**What the task asks**
Find all lines in the listing that include the word "this", then copy them.

**Records shown**
══════════

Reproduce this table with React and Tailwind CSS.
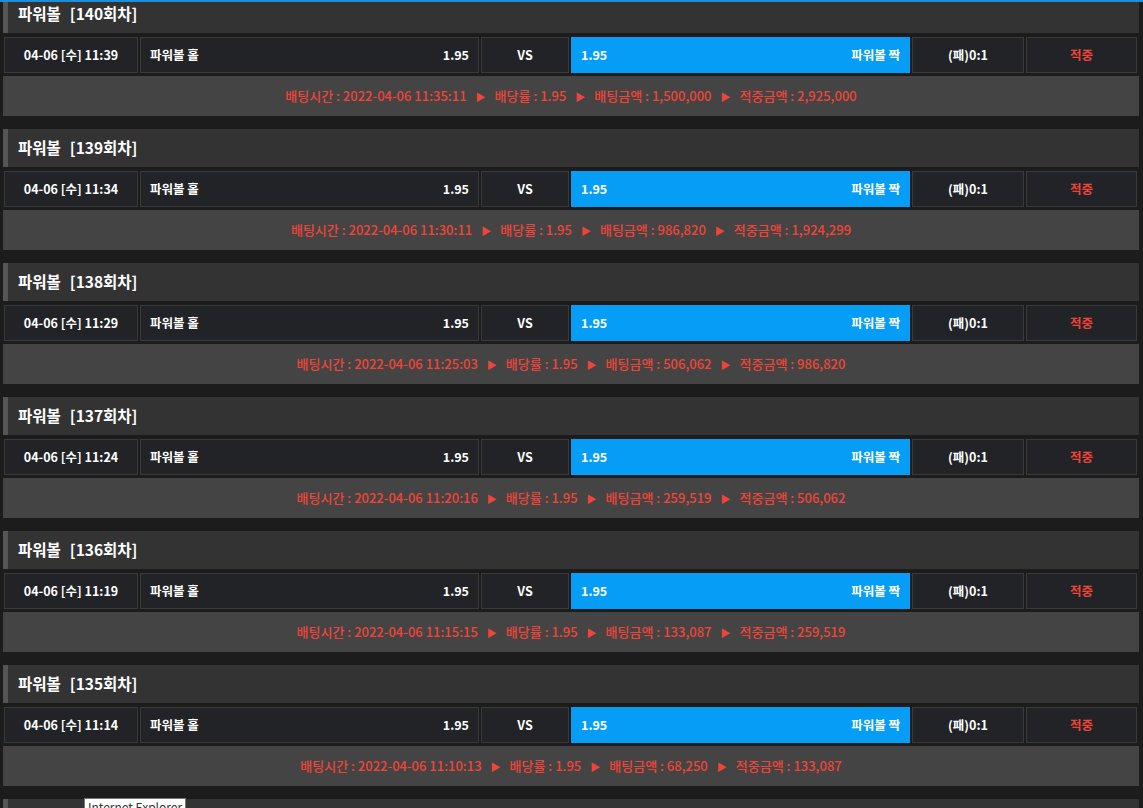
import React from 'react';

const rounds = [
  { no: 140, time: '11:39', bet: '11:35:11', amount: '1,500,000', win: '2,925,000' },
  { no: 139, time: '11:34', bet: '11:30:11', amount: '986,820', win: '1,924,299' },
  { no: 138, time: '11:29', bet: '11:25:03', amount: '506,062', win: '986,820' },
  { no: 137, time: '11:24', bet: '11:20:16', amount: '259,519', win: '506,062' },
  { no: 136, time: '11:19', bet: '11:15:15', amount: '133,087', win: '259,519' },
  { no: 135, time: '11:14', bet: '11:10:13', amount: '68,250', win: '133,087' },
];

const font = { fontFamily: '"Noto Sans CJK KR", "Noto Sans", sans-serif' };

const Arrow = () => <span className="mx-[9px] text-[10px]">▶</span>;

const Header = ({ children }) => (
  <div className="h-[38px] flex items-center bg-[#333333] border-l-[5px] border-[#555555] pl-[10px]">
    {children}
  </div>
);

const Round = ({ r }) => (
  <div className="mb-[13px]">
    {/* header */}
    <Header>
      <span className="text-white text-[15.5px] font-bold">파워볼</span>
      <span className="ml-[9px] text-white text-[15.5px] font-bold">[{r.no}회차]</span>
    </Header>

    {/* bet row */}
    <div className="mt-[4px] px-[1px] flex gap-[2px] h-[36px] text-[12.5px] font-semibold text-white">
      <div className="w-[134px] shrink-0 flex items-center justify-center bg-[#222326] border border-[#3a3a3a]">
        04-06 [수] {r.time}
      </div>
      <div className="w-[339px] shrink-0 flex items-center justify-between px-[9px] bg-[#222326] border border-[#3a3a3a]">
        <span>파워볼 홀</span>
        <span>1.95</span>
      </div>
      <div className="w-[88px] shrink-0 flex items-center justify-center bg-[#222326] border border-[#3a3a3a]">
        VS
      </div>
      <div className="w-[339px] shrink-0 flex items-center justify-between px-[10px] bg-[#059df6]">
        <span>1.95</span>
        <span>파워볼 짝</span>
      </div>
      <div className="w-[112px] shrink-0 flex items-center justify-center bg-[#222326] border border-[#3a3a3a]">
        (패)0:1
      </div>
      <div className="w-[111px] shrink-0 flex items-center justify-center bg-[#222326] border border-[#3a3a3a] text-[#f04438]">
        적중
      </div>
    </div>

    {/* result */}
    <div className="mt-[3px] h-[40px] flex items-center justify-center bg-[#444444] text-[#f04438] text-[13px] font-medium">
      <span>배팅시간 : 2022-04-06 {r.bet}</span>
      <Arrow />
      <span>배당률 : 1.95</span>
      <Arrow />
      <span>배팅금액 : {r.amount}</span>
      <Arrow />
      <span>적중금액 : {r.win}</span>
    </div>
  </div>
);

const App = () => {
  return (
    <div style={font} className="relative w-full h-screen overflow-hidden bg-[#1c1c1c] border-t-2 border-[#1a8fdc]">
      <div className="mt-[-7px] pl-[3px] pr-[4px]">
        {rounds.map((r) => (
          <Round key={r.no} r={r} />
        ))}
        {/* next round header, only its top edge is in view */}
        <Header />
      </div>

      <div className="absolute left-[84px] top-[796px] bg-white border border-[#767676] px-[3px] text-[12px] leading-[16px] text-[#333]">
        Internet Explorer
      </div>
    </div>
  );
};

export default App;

══════════

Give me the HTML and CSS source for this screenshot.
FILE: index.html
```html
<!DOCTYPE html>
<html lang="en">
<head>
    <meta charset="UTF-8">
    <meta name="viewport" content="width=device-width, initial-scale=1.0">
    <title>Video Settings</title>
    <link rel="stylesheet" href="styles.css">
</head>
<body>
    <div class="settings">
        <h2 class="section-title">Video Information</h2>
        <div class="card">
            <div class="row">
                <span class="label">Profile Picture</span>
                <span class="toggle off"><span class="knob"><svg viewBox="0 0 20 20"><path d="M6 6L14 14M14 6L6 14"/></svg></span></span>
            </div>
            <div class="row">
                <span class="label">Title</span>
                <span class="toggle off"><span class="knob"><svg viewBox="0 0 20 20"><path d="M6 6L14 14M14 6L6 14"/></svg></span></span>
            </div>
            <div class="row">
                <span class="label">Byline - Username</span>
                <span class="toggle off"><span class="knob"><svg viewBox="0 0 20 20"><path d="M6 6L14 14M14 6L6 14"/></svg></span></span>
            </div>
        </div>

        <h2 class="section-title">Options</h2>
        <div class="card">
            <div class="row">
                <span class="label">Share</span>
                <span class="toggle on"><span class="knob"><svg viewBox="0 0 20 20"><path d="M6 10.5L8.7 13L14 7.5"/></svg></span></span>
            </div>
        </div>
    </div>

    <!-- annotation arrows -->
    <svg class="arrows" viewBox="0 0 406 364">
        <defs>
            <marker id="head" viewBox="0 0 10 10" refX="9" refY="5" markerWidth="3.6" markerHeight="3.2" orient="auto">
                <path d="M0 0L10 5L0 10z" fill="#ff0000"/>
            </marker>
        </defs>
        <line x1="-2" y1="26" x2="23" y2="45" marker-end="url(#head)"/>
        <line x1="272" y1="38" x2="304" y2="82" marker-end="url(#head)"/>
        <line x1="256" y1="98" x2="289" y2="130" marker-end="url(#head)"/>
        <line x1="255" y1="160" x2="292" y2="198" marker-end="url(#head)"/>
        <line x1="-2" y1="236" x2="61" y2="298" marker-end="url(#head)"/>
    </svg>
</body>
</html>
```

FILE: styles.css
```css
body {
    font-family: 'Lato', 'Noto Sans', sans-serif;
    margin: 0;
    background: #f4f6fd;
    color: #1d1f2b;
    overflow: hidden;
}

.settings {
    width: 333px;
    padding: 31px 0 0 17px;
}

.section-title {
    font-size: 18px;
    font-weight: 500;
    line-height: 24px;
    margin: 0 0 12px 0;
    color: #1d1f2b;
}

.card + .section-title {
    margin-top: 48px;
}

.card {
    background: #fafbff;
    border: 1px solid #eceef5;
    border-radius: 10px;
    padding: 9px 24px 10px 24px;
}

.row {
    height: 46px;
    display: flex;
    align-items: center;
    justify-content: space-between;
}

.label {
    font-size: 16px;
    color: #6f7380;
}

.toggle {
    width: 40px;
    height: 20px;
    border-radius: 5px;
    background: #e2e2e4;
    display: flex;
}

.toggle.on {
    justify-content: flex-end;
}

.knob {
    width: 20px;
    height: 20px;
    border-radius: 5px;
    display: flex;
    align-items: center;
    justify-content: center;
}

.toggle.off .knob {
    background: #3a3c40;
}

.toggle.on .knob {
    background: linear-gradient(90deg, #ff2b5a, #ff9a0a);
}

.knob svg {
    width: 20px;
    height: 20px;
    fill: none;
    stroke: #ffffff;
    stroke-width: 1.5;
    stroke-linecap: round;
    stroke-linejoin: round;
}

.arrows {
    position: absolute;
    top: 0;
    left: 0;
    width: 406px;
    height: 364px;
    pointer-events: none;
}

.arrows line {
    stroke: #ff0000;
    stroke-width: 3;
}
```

══════════

**Exercise response**
Reproduce this table with React and Tailwind CSS.
Give me the HTML and CSS source for this screenshot.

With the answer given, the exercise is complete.